### Material ###

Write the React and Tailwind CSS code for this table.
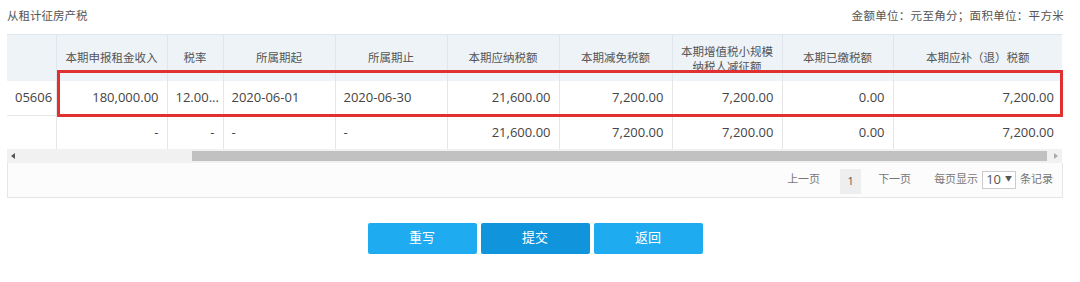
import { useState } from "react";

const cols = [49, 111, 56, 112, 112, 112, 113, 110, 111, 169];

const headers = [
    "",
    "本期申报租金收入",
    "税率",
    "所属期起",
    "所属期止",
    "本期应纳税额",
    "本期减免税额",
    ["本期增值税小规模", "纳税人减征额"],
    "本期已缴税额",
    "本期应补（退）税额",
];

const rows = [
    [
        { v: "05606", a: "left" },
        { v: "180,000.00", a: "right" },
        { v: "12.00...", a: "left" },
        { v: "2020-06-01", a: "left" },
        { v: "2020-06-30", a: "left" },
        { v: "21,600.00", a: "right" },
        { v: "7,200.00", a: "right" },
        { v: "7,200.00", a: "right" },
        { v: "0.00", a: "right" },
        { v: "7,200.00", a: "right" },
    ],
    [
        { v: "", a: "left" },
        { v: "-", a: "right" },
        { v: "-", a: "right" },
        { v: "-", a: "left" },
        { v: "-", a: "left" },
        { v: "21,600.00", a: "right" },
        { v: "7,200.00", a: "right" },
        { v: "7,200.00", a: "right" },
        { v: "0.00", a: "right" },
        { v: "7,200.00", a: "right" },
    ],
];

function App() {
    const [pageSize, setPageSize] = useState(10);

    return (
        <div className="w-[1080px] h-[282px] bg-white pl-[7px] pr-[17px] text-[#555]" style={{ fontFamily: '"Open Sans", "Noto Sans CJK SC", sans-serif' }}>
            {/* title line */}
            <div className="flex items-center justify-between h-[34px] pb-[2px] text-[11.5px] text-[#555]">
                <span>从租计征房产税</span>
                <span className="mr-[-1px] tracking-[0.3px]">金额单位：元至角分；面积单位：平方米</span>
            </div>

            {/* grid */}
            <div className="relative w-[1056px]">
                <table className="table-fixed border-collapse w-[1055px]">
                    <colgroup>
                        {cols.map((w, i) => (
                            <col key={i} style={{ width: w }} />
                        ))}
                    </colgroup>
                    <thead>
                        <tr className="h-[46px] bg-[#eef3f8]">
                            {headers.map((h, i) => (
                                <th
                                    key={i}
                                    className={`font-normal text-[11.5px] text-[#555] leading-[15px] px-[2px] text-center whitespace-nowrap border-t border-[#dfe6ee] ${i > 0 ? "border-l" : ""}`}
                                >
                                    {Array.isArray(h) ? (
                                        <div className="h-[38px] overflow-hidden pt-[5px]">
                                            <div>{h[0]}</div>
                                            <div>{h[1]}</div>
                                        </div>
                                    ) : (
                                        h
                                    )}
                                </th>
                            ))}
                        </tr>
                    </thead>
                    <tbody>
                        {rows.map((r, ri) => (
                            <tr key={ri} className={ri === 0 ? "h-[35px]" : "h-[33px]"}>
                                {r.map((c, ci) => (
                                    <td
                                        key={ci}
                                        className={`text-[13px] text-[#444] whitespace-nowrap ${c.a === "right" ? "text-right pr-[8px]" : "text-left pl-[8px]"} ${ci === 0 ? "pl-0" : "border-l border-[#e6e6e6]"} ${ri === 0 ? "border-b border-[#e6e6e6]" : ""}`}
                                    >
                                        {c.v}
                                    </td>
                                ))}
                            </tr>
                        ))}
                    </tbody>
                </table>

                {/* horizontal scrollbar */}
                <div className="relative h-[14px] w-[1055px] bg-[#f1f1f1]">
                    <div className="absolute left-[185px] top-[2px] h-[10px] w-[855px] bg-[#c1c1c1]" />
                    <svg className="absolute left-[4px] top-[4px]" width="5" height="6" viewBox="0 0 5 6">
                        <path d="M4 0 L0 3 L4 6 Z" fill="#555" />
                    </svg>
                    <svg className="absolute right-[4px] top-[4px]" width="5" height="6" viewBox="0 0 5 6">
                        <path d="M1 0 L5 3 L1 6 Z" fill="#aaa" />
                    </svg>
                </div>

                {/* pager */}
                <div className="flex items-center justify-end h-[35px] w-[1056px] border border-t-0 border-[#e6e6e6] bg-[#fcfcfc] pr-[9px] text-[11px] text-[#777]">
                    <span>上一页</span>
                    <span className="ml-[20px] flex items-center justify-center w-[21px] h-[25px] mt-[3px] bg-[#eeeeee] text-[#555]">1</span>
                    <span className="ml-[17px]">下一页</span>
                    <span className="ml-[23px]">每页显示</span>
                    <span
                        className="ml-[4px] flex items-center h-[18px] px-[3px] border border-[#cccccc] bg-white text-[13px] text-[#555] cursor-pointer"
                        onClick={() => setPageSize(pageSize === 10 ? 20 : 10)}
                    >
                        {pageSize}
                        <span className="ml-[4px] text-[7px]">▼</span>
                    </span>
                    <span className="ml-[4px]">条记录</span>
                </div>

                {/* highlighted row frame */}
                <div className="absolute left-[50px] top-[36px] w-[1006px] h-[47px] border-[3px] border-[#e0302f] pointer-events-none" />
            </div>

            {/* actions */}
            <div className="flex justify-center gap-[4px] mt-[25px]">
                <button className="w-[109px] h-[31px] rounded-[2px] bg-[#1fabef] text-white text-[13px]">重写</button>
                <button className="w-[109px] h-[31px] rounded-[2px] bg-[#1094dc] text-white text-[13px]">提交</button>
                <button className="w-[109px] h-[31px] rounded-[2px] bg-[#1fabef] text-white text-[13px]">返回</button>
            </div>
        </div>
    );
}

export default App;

###

▶ Task directions
Your task is to reproduce all of the material exactly. The pictures stay out.

▶ Response to the exercise
Write the React and Tailwind CSS code for this table.
import { useState } from "react";

const cols = [49, 111, 56, 112, 112, 112, 113, 110, 111, 169];

const headers = [
    "",
    "本期申报租金收入",
    "税率",
    "所属期起",
    "所属期止",
    "本期应纳税额",
    "本期减免税额",
    ["本期增值税小规模", "纳税人减征额"],
    "本期已缴税额",
    "本期应补（退）税额",
];

const rows = [
    [
        { v: "05606", a: "left" },
        { v: "180,000.00", a: "right" },
        { v: "12.00...", a: "left" },
        { v: "2020-06-01", a: "left" },
        { v: "2020-06-30", a: "left" },
        { v: "21,600.00", a: "right" },
        { v: "7,200.00", a: "right" },
        { v: "7,200.00", a: "right" },
        { v: "0.00", a: "right" },
        { v: "7,200.00", a: "right" },
    ],
    [
        { v: "", a: "left" },
        { v: "-", a: "right" },
        { v: "-", a: "right" },
        { v: "-", a: "left" },
        { v: "-", a: "left" },
        { v: "21,600.00", a: "right" },
        { v: "7,200.00", a: "right" },
        { v: "7,200.00", a: "right" },
        { v: "0.00", a: "right" },
        { v: "7,200.00", a: "right" },
    ],
];

function App() {
    const [pageSize, setPageSize] = useState(10);

    return (
        <div className="w-[1080px] h-[282px] bg-white pl-[7px] pr-[17px] text-[#555]" style={{ fontFamily: '"Open Sans", "Noto Sans CJK SC", sans-serif' }}>
            {/* title line */}
            <div className="flex items-center justify-between h-[34px] pb-[2px] text-[11.5px] text-[#555]">
                <span>从租计征房产税</span>
                <span className="mr-[-1px] tracking-[0.3px]">金额单位：元至角分；面积单位：平方米</span>
            </div>

            {/* grid */}
            <div className="relative w-[1056px]">
                <table className="table-fixed border-collapse w-[1055px]">
                    <colgroup>
                        {cols.map((w, i) => (
                            <col key={i} style={{ width: w }} />
                        ))}
                    </colgroup>
                    <thead>
                        <tr className="h-[46px] bg-[#eef3f8]">
                            {headers.map((h, i) => (
                                <th
                                    key={i}
                                    className={`font-normal text-[11.5px] text-[#555] leading-[15px] px-[2px] text-center whitespace-nowrap border-t border-[#dfe6ee] ${i > 0 ? "border-l" : ""}`}
                                >
                                    {Array.isArray(h) ? (
                                        <div className="h-[38px] overflow-hidden pt-[5px]">
                                            <div>{h[0]}</div>
                                            <div>{h[1]}</div>
                                        </div>
                                    ) : (
                                        h
                                    )}
                                </th>
                            ))}
                        </tr>
                    </thead>
                    <tbody>
                        {rows.map((r, ri) => (
                            <tr key={ri} className={ri === 0 ? "h-[35px]" : "h-[33px]"}>
                                {r.map((c, ci) => (
                                    <td
                                        key={ci}
                                        className={`text-[13px] text-[#444] whitespace-nowrap ${c.a === "right" ? "text-right pr-[8px]" : "text-left pl-[8px]"} ${ci === 0 ? "pl-0" : "border-l border-[#e6e6e6]"} ${ri === 0 ? "border-b border-[#e6e6e6]" : ""}`}
                                    >
                                        {c.v}
                                    </td>
                                ))}
                            </tr>
                        ))}
                    </tbody>
                </table>

                {/* horizontal scrollbar */}
                <div className="relative h-[14px] w-[1055px] bg-[#f1f1f1]">
                    <div className="absolute left-[185px] top-[2px] h-[10px] w-[855px] bg-[#c1c1c1]" />
                    <svg className="absolute left-[4px] top-[4px]" width="5" height="6" viewBox="0 0 5 6">
                        <path d="M4 0 L0 3 L4 6 Z" fill="#555" />
                    </svg>
                    <svg className="absolute right-[4px] top-[4px]" width="5" height="6" viewBox="0 0 5 6">
                        <path d="M1 0 L5 3 L1 6 Z" fill="#aaa" />
                    </svg>
                </div>

                {/* pager */}
                <div className="flex items-center justify-end h-[35px] w-[1056px] border border-t-0 border-[#e6e6e6] bg-[#fcfcfc] pr-[9px] text-[11px] text-[#777]">
                    <span>上一页</span>
                    <span className="ml-[20px] flex items-center justify-center w-[21px] h-[25px] mt-[3px] bg-[#eeeeee] text-[#555]">1</span>
                    <span className="ml-[17px]">下一页</span>
                    <span className="ml-[23px]">每页显示</span>
                    <span
                        className="ml-[4px] flex items-center h-[18px] px-[3px] border border-[#cccccc] bg-white text-[13px] text-[#555] cursor-pointer"
                        onClick={() => setPageSize(pageSize === 10 ? 20 : 10)}
                    >
                        {pageSize}
                        <span className="ml-[4px] text-[7px]">▼</span>
                    </span>
                    <span className="ml-[4px]">条记录</span>
                </div>

                {/* highlighted row frame */}
                <div className="absolute left-[50px] top-[36px] w-[1006px] h-[47px] border-[3px] border-[#e0302f] pointer-events-none" />
            </div>

            {/* actions */}
            <div className="flex justify-center gap-[4px] mt-[25px]">
                <button className="w-[109px] h-[31px] rounded-[2px] bg-[#1fabef] text-white text-[13px]">重写</button>
                <button className="w-[109px] h-[31px] rounded-[2px] bg-[#1094dc] text-white text-[13px]">提交</button>
                <button className="w-[109px] h-[31px] rounded-[2px] bg-[#1fabef] text-white text-[13px]">返回</button>
            </div>
        </div>
    );
}

export default App;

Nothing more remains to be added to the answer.